Compared with drivers who pay full attention to the road, motorists using a hand-held mobile phone take longer to brake when confronted by a sudden hazard - making them four times more likely to be involved in an accident, according to a road safety campaigner.
"The result of driving and speaking is delayed reactions. That delay in seconds can make a small accident fatal," said Nisrine Sfeir, manager of the Salama Road Safety Public Awareness Initiative. The average driver going at 110kph would travel 31m by the time he or she was able to a react to a hazard that appeared on the road, according to research by Salama. But the delay in reaction caused by using a hands-free mobile phone increased this distance to 39m, while using a hand-held device extended it to 45m.
"The delay in foreseeing an obstacle can make you stop your car at a longer distance. Imagine if that obstacle was a child," Ms Sfeir said. "Texting while driving is even worse: not only are you lacking 100 per cent concentration, you are not looking where you are going." The dangers of not paying complete attention to the road needed to be hammered home to drivers, she said. "It is very important to concentrate because you are manipulating a machine."
Ms Sfeir said that in no similar circumstances, such as operating heavy machinery in construction or manufacturing, would people consider dividing their concentration. A ministerial order prohibiting the use of mobile phones while driving was introduced in the UAE in 1997, and a federal law passed in March last year increased the penalty for offenders to a fine of Dh200 (US$54) and four black points.
Despite this, and the dangers involved, The National saw widespread flouting of the law during a three-hour watch on the capital's roads, with around one in 15 drivers using a mobile phone at the wheel. At a busy junction on Airport Road, several drivers turning right and a taxi driver carrying passengers were spotted with hand-held phones clasped to their ears. On the Corniche, a lorry driver chatted on his phone while doing 49kph in the slow lane as three cars behind him waited to pass.
On Muroor Road, the driver of a Hummer sped past at 100kph while chatting on the phone. He seemed to be an exception, however, as most people using their phones were so engrossed in their conversations that they drove more slowly than the mainstream traffic. The police, particularly in Dubai, have begun targeting drivers using mobile phones. According to the most recent statistics available, Dubai Police issued 2,005 fines for the offence in January and February alone, compared with a total of 2,552 last year. In Abu Dhabi, police handed out 2,158 fines between January 1 and March 12 this year.

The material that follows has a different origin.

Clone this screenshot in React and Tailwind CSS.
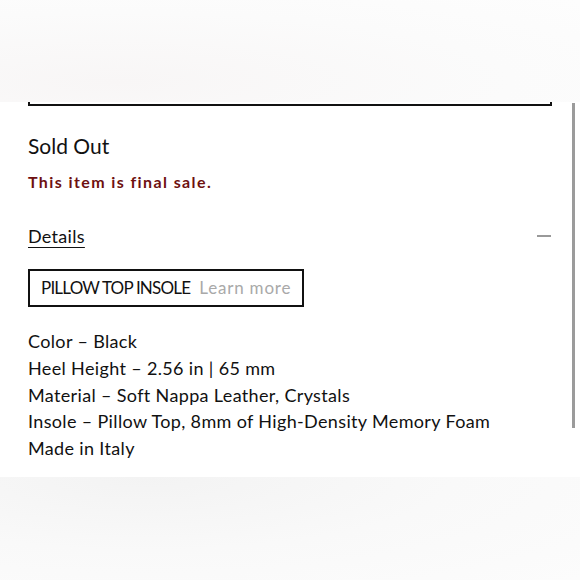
import React from "react";

export default function App() {
  const lines = [
    "Color – Black",
    "Heel Height – 2.56 in | 65 mm",
    "Material – Soft Nappa Leather, Crystals",
    "Insole – Pillow Top, 8mm of High-Density Memory Foam",
    "Made in Italy",
  ];
  return (
    <div className="w-[580px] h-[580px] overflow-hidden flex flex-col bg-white" style={{ fontFamily: "Lato, 'Liberation Sans', sans-serif" }}>
      <div className="h-[102px] shrink-0 bg-[radial-gradient(ellipse_at_20%_80%,#f8f6f6,#fbfbfb_60%,#fdfdfd)]" />
      <div className="relative flex-1 flex flex-col">
        <div className="absolute right-[5px] top-[1px] w-[3px] h-[325px] bg-[#9b9b9b]" />
        <div className="mx-[28px] mr-[28px] h-[4px] border-x-2 border-b-2 border-[#111]" />
        <div className="px-[28px] flex flex-col">
          <div className="mt-[27px] text-[21px] leading-[26px] text-[#111] tracking-[0px]">Sold Out</div>
          <div className="mt-[13px] text-[16px] leading-[20px] font-bold text-[#6e1010] tracking-[1.4px]">This item is final sale.</div>
          <div className="mt-[33px] flex items-center justify-between">
            <span className="text-[18px] leading-[22px] underline underline-offset-[4px] decoration-[1px] tracking-[0.3px] text-[#111]">Details</span>
            <span className="w-[14px] h-[1.5px] bg-[#999] mr-[1px]" />
          </div>
          <div className="mt-[22px] self-start flex items-center h-[38px] border-2 border-[#111] pl-[11px] pr-[11px]">
            <span className="text-[17px] tracking-[-0.8px] text-[#111]">PILLOW TOP INSOLE</span>
            <span className="ml-[9px] text-[17px] tracking-[0.8px] text-[#a9a9a9]">Learn more</span>
          </div>
          <div className="mt-[21px] flex flex-col text-[18px] leading-[26.8px] tracking-[0.35px] text-[#111]">
            {lines.map((l) => (
              <div key={l}>{l}</div>
            ))}
          </div>
        </div>
      </div>
      <div className="h-[103px] shrink-0 bg-[radial-gradient(ellipse_at_25%_0%,#f3f3f3,#f9f9f9_50%,#fcfcfc)]" />
    </div>
  );
}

Besides penalising drivers, a campaign against phone use while driving entitled "Don't call until you arrive" was launched during the GCC-wide Traffic Week in March. Nevertheless, several motorists The National spoke to in Dubai not only said the problem persisted but admitted to being offenders themselves. "I never see people pulled over during peak hours. It's commonplace to see people talking on their phones while driving at 80kph in the fast lane of the Sheikh Zayed Road," said Ian Daley, a marketing manager who has lived in Dubai for three years.
Mr Daley, who drives a Hummer, admitted to using his phone while on the road, but said he preferred not to use the hands-free set. "Using hands-free is just a distraction for drivers because you'll take longer. On a handset, you'll shorten the call. It's a case of either being distracted for 30 seconds or for five minutes." Another expatriate motorist, Lee Franken, said he used a hands-free set while driving but sometimes took calls on his handset, while Caroline Lane said her friends used the phone all the time while driving.
Meanwhile the Salama initiative, which was launched jointly by the Emirates Foundation, private companies, government departments and non-governmental organisations, has been trying to get its road safety message across to younger drivers through presentations to university students. "We are trying to give them tangible reasons as to why driving safe makes sense," said Ms Sfeir. "For instance, we showed a crash test and the effect of it. If a child is not strapped into a child seat, it can become a 'bomb' in the event of a car crash.
"We showed students because, like any young person, their behaviour tends to be rash. We combine the approach of emotion and rationale. We need to talk to their rational side, to highlight the science and to make them think." Awareness and education remained the key to better road safety, she added. "We are all very confident while driving; the concept of driving is not something that we are scared of," she explained. And because people may have been driving while using a mobile phone for some time, "they don't link an accident with talking on a mobile phone."